評論 ゲーム的なろう。
さて、まずはネット小説世界でははずして語れない『なろう系』は特定の層からはこのように言われることが多いような気がします。
「薄っぺらい」「作者や読者の妄想」「主人公に自己投影してそう」等。
また、一部ネット小説の批判として『ステータス』にも批判が及びます。
しかし、これらは創作物としてのレベルが低いからというよりも、むしろ単位が違うのに、単位が同じものとして扱われることによる弊害なのです。
要するにアニメやネットは『オタク』の生息地ではなくなったということです。
オタクとは、物語に意味を見いだすものです。
実は『なろう系』は現実と虚構の区別がついており。
その批判者が往々にして現実と虚構の区別がついていない。
まずはゲームについて少し分析しましょう。
ゲームはその固有のルールを持っている。
ルールなきゲームはゲームではない。
そして、ゲームは虚構のルールであることをもちろん了解している。
もし、ゲームを現実であると了解していたならば、座り込みボタンをいじるのではなく剣を携え戦いに挑むか、震えて寝ることでしょう。
そして、ルールとは形式化されてなければならない。
形式化とは形つまり内容は問わないというわけです。
法律しかり、数学しかりだ。
法律的内容や数学的内容とは、形式の一表現でしかない。
まあ、とりあえず形式化とはある前提を独断的に決めた体系としておこう。
ゲームの前提は独断的である。例えば攻撃すると特定のヒットポイントが減ったり、ジョイコンを倒すと動くなどは何らかの根拠があってそうなってるのではなく独断的に決定している。
そう、攻撃してもヒットポイントが減らないゲームも現にある。つまりゲームの前提は開発の独断と恣意性に委ねられる。
つまりゲームは形式化された世界だ。
世界とは現実と虚構に別れる。
現実がもし崩れ去ったならば、つまり大きな変更を被ったならば人は二つの選択肢がある。現実を受け入れるか。
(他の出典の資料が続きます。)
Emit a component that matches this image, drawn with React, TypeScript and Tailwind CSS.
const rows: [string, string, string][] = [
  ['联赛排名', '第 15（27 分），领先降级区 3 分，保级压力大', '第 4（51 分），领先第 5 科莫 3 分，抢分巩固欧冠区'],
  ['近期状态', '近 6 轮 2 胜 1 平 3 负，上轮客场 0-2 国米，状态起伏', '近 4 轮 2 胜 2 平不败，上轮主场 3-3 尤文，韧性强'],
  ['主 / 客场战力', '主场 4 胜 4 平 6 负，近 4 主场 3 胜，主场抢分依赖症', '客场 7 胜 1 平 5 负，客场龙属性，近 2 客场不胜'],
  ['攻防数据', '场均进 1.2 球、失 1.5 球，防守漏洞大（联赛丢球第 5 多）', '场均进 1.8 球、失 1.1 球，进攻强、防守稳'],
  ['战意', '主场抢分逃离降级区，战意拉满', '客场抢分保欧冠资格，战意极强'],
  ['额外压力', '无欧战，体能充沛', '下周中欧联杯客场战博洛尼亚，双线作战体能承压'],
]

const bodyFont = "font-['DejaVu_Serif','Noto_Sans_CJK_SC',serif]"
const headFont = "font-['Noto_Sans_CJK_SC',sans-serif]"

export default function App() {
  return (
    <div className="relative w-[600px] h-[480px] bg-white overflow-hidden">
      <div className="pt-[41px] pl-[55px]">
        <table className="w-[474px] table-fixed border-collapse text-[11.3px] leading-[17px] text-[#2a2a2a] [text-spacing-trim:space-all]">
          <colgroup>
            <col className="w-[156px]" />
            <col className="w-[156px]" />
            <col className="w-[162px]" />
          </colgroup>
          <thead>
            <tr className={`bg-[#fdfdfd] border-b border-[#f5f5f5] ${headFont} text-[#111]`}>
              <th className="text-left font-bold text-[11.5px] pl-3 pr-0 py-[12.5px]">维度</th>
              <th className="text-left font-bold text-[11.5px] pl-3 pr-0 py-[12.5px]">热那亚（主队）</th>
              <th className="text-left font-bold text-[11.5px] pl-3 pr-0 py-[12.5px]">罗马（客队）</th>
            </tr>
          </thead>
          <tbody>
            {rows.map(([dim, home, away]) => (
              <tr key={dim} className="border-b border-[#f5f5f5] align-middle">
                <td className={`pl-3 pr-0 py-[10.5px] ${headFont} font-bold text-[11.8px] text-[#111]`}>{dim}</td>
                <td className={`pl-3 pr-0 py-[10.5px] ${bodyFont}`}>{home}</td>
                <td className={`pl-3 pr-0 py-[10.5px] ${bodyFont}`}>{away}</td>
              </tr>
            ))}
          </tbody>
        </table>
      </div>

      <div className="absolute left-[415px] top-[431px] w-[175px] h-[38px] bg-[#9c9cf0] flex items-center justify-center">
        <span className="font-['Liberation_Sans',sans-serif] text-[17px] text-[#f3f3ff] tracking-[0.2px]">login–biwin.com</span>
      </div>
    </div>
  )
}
あるいは拒否するか。
そして、現実には根拠がある、それは厳密には独断的で恣意的だが真実として扱われるつまり事実がある、それは理論や経験や権威などである。
事実に大事のは信頼である。
我々は事実だから信頼しているのではない、信頼しているのだから事実なのである。
そして、話しは『なろう系』特に異世界転生モノに行こう。
もし、突如信頼のおけない存在が信頼している世界の法則を全て壊したら?
自我崩壊は避けられないだろう。
縁のない神に転生させられるとはそう言うことである。
しかし、大抵の主人公は、自我崩壊しない、なぜなら。
神より上の次元つまり読者を代理しているからだ。
文字の上の神は我々に心理的影響しか与えなれない。つまり主観の世界の一存在者なのだ。
さて、自己投影とはナニかを自己であるという虚構を仮定すなわちあたかも真実の如く振る舞う事である。
人は慣れると信頼する。との原則を立てると。
自己投影を信頼してしまう、なぜなら慣れてしまうからだ。
信頼した虚構はやがて共感という形で現実に侵犯する。
オタクはなぜ迫害されてもオタクであり続けるのか?
それは慣れ親しんだ現実を放棄できないかである。
ここで、『なろう系』主人公はあたかもメタレベルで物事をみているかのように振る舞う。ことを考えよう
つまり、彼らは自分が虚構的存在であると了解している。
彼らは世界を信頼していない。
なぜなら自己→主人公→自己と投影しているかである。
主人公は仮面でありアバターなのだ。
つまり、我々はゲームを虚構的と了解している。代理たる主人公も故に自分の世界であるかのように振る舞う世界を虚構的と了解している。
故に『なろう系』はゲーム的なのだ。